Understand what rolling or churning means and why it is strictly prohibited at TX3 Funding Forex.

Updated this week

What Is Account Rolling or Churning?

Account rolling, also referred to as "churning," occurs when traders acquire multiple evaluation accounts within a short timeframe and intentionally allow some to fail while concentrating efforts on others. This misrepresents a trader’s intent, skill, and strategy, undermining the integrity of fair trading evaluations.

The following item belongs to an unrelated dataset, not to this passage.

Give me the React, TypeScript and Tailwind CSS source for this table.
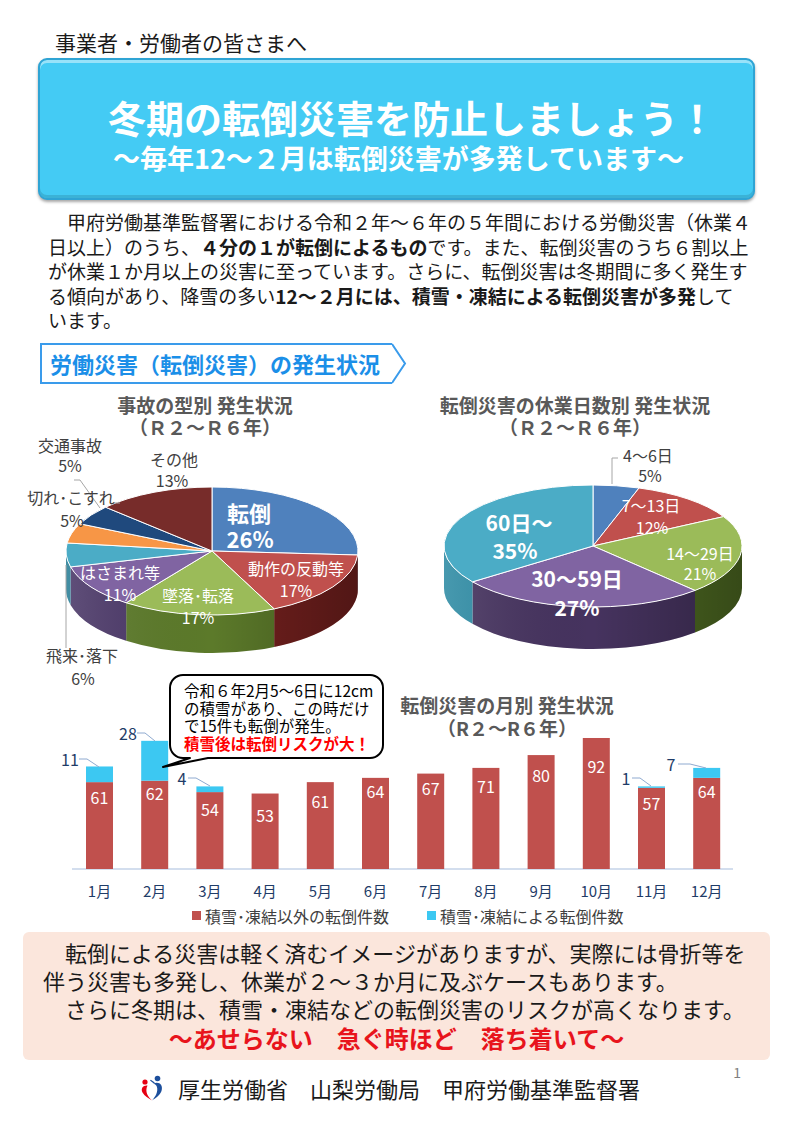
const FONT = "font-['Noto_Sans_CJK_JP','Noto_Sans',sans-serif]";

type Slice = { v: number; color: string; side: string };

const pt = (cx: number, cy: number, rx: number, ry: number, deg: number) => {
  const a = (deg * Math.PI) / 180;
  return [cx + rx * Math.sin(a), cy - ry * Math.cos(a)];
};

const Pie3D = ({
  cx,
  cy,
  rx,
  ry,
  depth,
  slices,
  id,
}: {
  cx: number;
  cy: number;
  rx: number;
  ry: number;
  depth: number;
  slices: Slice[];
  id: string;
}) => {
  let acc = 0;
  const arcs = slices.map((s) => {
    const start = acc;
    acc += s.v * 3.6;
    return { ...s, start, end: acc };
  });
  const band = (s: number, e: number) => {
    const [x1, y1] = pt(cx, cy, rx, ry, s);
    const [x2, y2] = pt(cx, cy, rx, ry, e);
    return `M${x1} ${y1} A${rx} ${ry} 0 0 1 ${x2} ${y2} L${x2} ${y2 + depth} A${rx} ${ry} 0 0 0 ${x1} ${y1 + depth} Z`;
  };
  return (
    <g>
      <defs>
        <linearGradient id={id} x1="0" x2="1" y1="0" y2="0">
          <stop offset="0" stopColor="#fff" stopOpacity="0.12" />
          <stop offset="0.5" stopColor="#000" stopOpacity="0" />
          <stop offset="1" stopColor="#000" stopOpacity="0.3" />
        </linearGradient>
      </defs>
      {arcs.map((a, i) => {
        const s = Math.max(a.start, 90);
        const e = Math.min(a.end, 270);
        if (s >= e) return null;
        return <path key={`s${i}`} d={band(s, e)} fill={a.side} />;
      })}
      <path d={band(90, 270)} fill={`url(#${id})`} />
      {arcs.map((a, i) => {
        const [x1, y1] = pt(cx, cy, rx, ry, a.start);
        const [x2, y2] = pt(cx, cy, rx, ry, a.end);
        const large = a.end - a.start > 180 ? 1 : 0;
        return (
          <path
            key={`t${i}`}
            d={`M${cx} ${cy} L${x1} ${y1} A${rx} ${ry} 0 ${large} 1 ${x2} ${y2} Z`}
            fill={a.color}
            stroke="#fff"
            strokeWidth="1"
            strokeLinejoin="round"
          />
        );
      })}
    </g>
  );
};

const leftSlices: Slice[] = [
  { v: 26, color: "#4f81bd", side: "#2c4d75" },
  { v: 17, color: "#c0504d", side: "#74201e" },
  { v: 17, color: "#9bbb59", side: "#5c7a2a" },
  { v: 11, color: "#8064a2", side: "#4b3868" },
  { v: 6, color: "#4bacc6", side: "#2a7f97" },
  { v: 5, color: "#f79646", side: "#b5601f" },
  { v: 5, color: "#1f497d", side: "#112a4a" },
  { v: 13, color: "#772c2a", side: "#4a1817" },
];

const rightSlices: Slice[] = [
  { v: 5, color: "#4f81bd", side: "#2c4d75" },
  { v: 12, color: "#c0504d", side: "#74201e" },
  { v: 21, color: "#9bbb59", side: "#4e6a22" },
  { v: 27, color: "#8064a2", side: "#46335f" },
  { v: 35, color: "#4bacc6", side: "#2e8ba4" },
];

const months = [
  { red: 61, snow: 11, ly: 797 },
  { red: 62, snow: 28, ly: 793 },
  { red: 54, snow: 4, ly: 809 },
  { red: 53, snow: 0, ly: 815 },
  { red: 61, snow: 0, ly: 801 },
  { red: 64, snow: 0, ly: 791 },
  { red: 67, snow: 0, ly: 788 },
  { red: 71, snow: 0, ly: 786 },
  { red: 80, snow: 0, ly: 775 },
  { red: 92, snow: 0, ly: 766 },
  { red: 57, snow: 1, ly: 803 },
  { red: 64, snow: 7, ly: 791 },
];

const snowLabels = [
  { t: "11", x: 70, y: 87, line: "79,87 87,87 99,95" },
  { t: "28", x: 128, y: 61, line: "137,61 145,61 155,69" },
  { t: "4", x: 182, y: 106, line: "188,106 196,106 210,114" },
  { t: "1", x: 626, y: 106, line: "632,106 640,106 651,114" },
  { t: "7", x: 671, y: 92, line: "678,92 690,92 706,96" },
];

const LeftPie = () => (
  <svg width="400" height="244" viewBox="0 0 400 244" className="block overflow-visible">
    <Pie3D cx={212} cy={123} rx={146} ry={64} depth={38} slices={leftSlices} id="gl" />
    <polyline points="74,52 80,52 100,80" fill="none" stroke="#a6a6a6" strokeWidth="1" />
    <polyline points="66,137 66,220" fill="none" stroke="#a6a6a6" strokeWidth="1" />
    <polyline points="113,75 120,75" fill="none" stroke="#a6a6a6" strokeWidth="1" />
    <g fontSize="16" fill="#404040" textAnchor="middle" dominantBaseline="central">
      <text x="70" y="17">交通事故</text>
      <text x="70" y="37">5%</text>
      <text x="174" y="31">その他</text>
      <text x="172" y="52">13%</text>
      <text x="71" y="69">切れ･こすれ</text>
      <text x="72" y="92">5%</text>
      <text x="82" y="227">飛来･落下</text>
      <text x="83" y="250">6%</text>
    </g>
    <g fill="#fff" textAnchor="middle" dominantBaseline="central">
      <text x="249" y="84" fontSize="22" fontWeight="700">転倒</text>
      <text x="250" y="110" fontSize="22" fontWeight="700">26%</text>
      <text x="296" y="140" fontSize="16">動作の反動等</text>
      <text x="296" y="162" fontSize="16">17%</text>
      <text x="120" y="144" fontSize="16">はさまれ等</text>
      <text x="120" y="166" fontSize="16">11%</text>
      <text x="198" y="167" fontSize="16">墜落･転落</text>
      <text x="198" y="189" fontSize="16">17%</text>
    </g>
  </svg>
);

const RightPie = () => (
  <svg width="393" height="244" viewBox="0 0 393 244" className="block overflow-visible">
    <Pie3D cx={193} cy={118} rx={149} ry={61} depth={42} slices={rightSlices} id="gr" />
    <polyline points="218,30 212,30 212,56" fill="none" stroke="#a6a6a6" strokeWidth="1" />
    <g fontSize="16" textAnchor="middle" dominantBaseline="central">
      <text x="248" y="27" fill="#404040">4～6日</text>
      <text x="250" y="47" fill="#404040">5%</text>
      <text x="251" y="77" fill="#fff">7～13日</text>
      <text x="252" y="99" fill="#fff">12%</text>
      <text x="300" y="125" fill="#fff">14～29日</text>
      <text x="300" y="145" fill="#fff">21%</text>
    </g>
    <g fill="#fff" fontSize="21" fontWeight="700" textAnchor="middle" dominantBaseline="central">
      <text x="119" y="94">60日～</text>
      <text x="115" y="122">35%</text>
      <text x="177" y="150">30～59日</text>
      <text x="177" y="179">27%</text>
    </g>
  </svg>
);

const BarChart = () => {
  const base = 197;
  const k = 1.424;
  return (
    <svg width="793" height="254" viewBox="0 0 793 254" className="block overflow-visible">
      <g fill="#595959" fontSize="19" fontWeight="700" textAnchor="middle" dominantBaseline="central">
        <text x="507" y="32">転倒災害の月別 発生状況</text>
        <text x="507" y="55">（R２～R６年）</text>
      </g>
      <line x1="72" y1={base} x2="733" y2={base} stroke="#c5d3e8" strokeWidth="1.5" />
      {months.map((m, i) => {
        const cx = 99.5 + 55.2 * i;
        const rh = m.red * k;
        const sh = m.snow * k;
        return (
          <g key={i}>
            <rect x={cx - 13.5} y={base - rh} width="27" height={rh} fill="#c0504d" />
            {m.snow > 0 && <rect x={cx - 13.5} y={base - rh - sh} width="27" height={sh} fill="#3cc8f2" />}
            <text x={cx} y={m.ly - 672} fill="#fff" fontSize="16" textAnchor="middle" dominantBaseline="central">
              {m.red}
            </text>
            <text x={cx} y="218" fill="#1f3c68" fontSize="15" textAnchor="middle" dominantBaseline="central">
              {i + 1}月
            </text>
          </g>
        );
      })}
      {snowLabels.map((s) => (
        <g key={s.t + s.x}>
          <polyline points={s.line} fill="none" stroke="#8faad0" strokeWidth="1" />
          <text x={s.x} y={s.y} fill="#1f3c68" fontSize="16" textAnchor="middle" dominantBaseline="central">
            {s.t}
          </text>
        </g>
      ))}
      <rect x="192" y="239" width="9" height="9" fill="#c0504d" />
      <text x="205" y="244" fill="#404040" fontSize="16" dominantBaseline="central">
        積雪･凍結以外の転倒件数
      </text>
      <rect x="427" y="239" width="9" height="9" fill="#3cc8f2" />
      <text x="440" y="244" fill="#404040" fontSize="16" dominantBaseline="central">
        積雪･凍結による転倒件数
      </text>
      <path
        d="M183 3 H370 A13 13 0 0 1 383 16 V73 A13 13 0 0 1 370 86 H208 L163 95 L190 86 H183 A13 13 0 0 1 170 73 V16 A13 13 0 0 1 183 3 Z"
        fill="#fff"
        stroke="#000"
        strokeWidth="2"
        strokeLinejoin="round"
      />
      <g fontSize="15.5" dominantBaseline="central">
        <text x="184" y="18" fill="#000">令和６年2月5～6日に12cm</text>
        <text x="184" y="35.5" fill="#000">の積雪があり、この時だけ</text>
        <text x="184" y="53" fill="#000">で15件も転倒が発生。</text>
        <text x="184" y="71" fill="#ff0000" fontWeight="700">積雪後は転倒リスクが大！</text>
      </g>
    </svg>
  );
};

const Logo = () => (
  <svg width="24" height="26" viewBox="0 0 24 26">
    <circle cx="5" cy="7" r="2.6" fill="#e60012" />
    <path d="M7.5 10.5 C3 10 0.5 13.5 2.5 17.5 C4.5 21 8.5 23 12 25.5 C8 21.5 4.5 17 7.5 10.5 Z" fill="#e60012" />
    <circle cx="17.5" cy="3.5" r="2.8" fill="#1d4f9c" />
    <path
      d="M13.5 8.5 C19 6 23.5 10 21.5 16 C19.5 21 15.5 23 12 25.5 C15.5 21.5 18.5 16.5 16.8 11.5 C16 9.5 14.5 9.3 13.5 8.5 Z M13.8 8.5 L10 5.5 L10.8 4.8 L14.8 7.6 Z"
      fill="#1d4f9c"
    />
  </svg>
);

export default function App() {
  return (
    <div className={`w-[793px] h-[1122px] bg-white overflow-hidden text-[#1a1a1a] ${FONT}`}>
      <p className="pt-[29px] pl-[55px] text-[21px] leading-[26px]">事業者・労働者の皆さまへ</p>

      <div className="mt-[3px] mx-[38px] h-[142px] rounded-[9px] border-2 border-[#2fa4d4] bg-[#44cbf4] pt-[35px] pl-[68px] text-white font-bold shadow-[inset_0_3px_0_rgba(255,255,255,0.45),inset_0_-3px_0_rgba(0,0,0,0.12),0_2px_3px_rgba(0,0,0,0.35)]">
        <p className="text-[38px] leading-[44px]">冬期の転倒災害を防止しましょう！</p>
        <p className="mt-[2px] pl-[5px] text-[27px] leading-[34px]">～毎年12～２月は転倒災害が多発しています～</p>
      </div>

      <div className="mt-[10px] pl-[48px] text-[19px] leading-[24.5px] whitespace-nowrap">
        <p>　甲府労働基準監督署における令和２年～６年の５年間における労働災害（休業４</p>
        <p>
          日以上）のうち、<b>４分の１が転倒によるもの</b>です。また、転倒災害のうち６割以上
        </p>
        <p>が休業１か月以上の災害に至っています。さらに、転倒災害は冬期間に多く発生す</p>
        <p>
          る傾向があり、降雪の多い<b>12～２月には、積雪・凍結による転倒災害が多発</b>して
        </p>
        <p>います。</p>
      </div>

      <div className="mt-[10px] ml-[40px] flex">
        <div className="w-[352px] h-[41px] border-l-2 border-t-2 border-b-2 border-[#3a9beb] pl-[8px] flex items-center">
          <span className="text-[22px] font-bold text-[#1b8fe8] leading-none">労働災害（転倒災害）の発生状況</span>
        </div>
        <svg width="15" height="41" viewBox="0 0 15 41">
          <polyline points="0,1 13,20.5 0,40" fill="none" stroke="#3a9beb" strokeWidth="2" />
        </svg>
      </div>

      <div className="mt-[10px] flex">
        <div className="w-[400px]">
          <div className="w-[410px] text-center text-[19px] leading-[22px] font-bold text-[#595959]">
            <p>事故の型別 発生状況</p>
            <p>（Ｒ２～Ｒ６年）</p>
          </div>
          <div className="-mt-[10px]">
            <LeftPie />
          </div>
        </div>
        <div className="w-[393px]">
          <div className="w-[350px] text-center text-[19px] leading-[22px] font-bold text-[#595959]">
            <p>転倒災害の休業日数別 発生状況</p>
            <p>（Ｒ２～Ｒ６年）</p>
          </div>
          <div className="-mt-[10px]">
            <RightPie />
          </div>
        </div>
      </div>

      <BarChart />

      <div className="mt-[6px] mx-[23px] rounded-[6px] bg-[#fbe6dc] pt-[6px] pb-[6px] pl-[20px] text-[22px] whitespace-nowrap">
        <p className="leading-[28px]">　転倒による災害は軽く済むイメージがありますが、実際には骨折等を</p>
        <p className="leading-[28px]">伴う災害も多発し、休業が２～３か月に及ぶケースもあります。</p>
        <p className="leading-[28px]">　さらに冬期は、積雪・凍結などの転倒災害のリスクが高くなります。</p>
        <p className="leading-[32px] text-[24px] font-bold text-[#e8141c] text-center pr-[20px]">
          ～あせらない　急ぐ時ほど　落ち着いて～
        </p>
      </div>

      <div className="mt-[14px] flex items-center h-[28px] pl-[140px]">
        <Logo />
        <span className="ml-[14px] text-[22px] leading-[28px]">厚生労働省　山梨労働局　甲府労働基準監督署</span>
        <span className="ml-auto mr-[52px] self-start -mt-[12px] text-[14px] leading-[20px] text-[#7f7f7f]">1</span>
      </div>
    </div>
  );
}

At TX3 Funding Forex, this practice is strictly prohibited.


Triggers & Red Flags

Behavior

Description

Rapid Acquisition

Registering for many evaluations within a short period.

Deliberate Failures

Intentionally letting some accounts fail to focus only on others.

Inconsistent Patterns

Applying drastically different trading strategies across accounts.

No Trading Strategy

Executing random, opportunistic trades without a structured plan.


Real-World Examples

  • Rapid Acquisition: A trader opens 5 challenge accounts within one day.

  • Selective Management: One account is abandoned while another is pushed to pass.

  • Inconsistent Trading: Each account uses different strategies with no clear plan.

  • Ad-hoc Strategy: Random trading without consistency, relying on trial and error.


Why It Matters

Churning:

  • Undermines fair competition.

  • Damages trader credibility.

  • Violates TX3 Funding Forex’s evaluation standards.

Potential Consequences:

  • Rejected payouts.

  • Account strikes.

  • Permanent bans from the platform.


Final Word

At TX3 Funding Forex, we are committed to maintaining a transparent and ethical trading environment. Churning disrupts fairness and integrity, and strict action will be taken against it.

Traders serious about their trading career are encouraged to develop consistent, skill-based strategies, not shortcuts.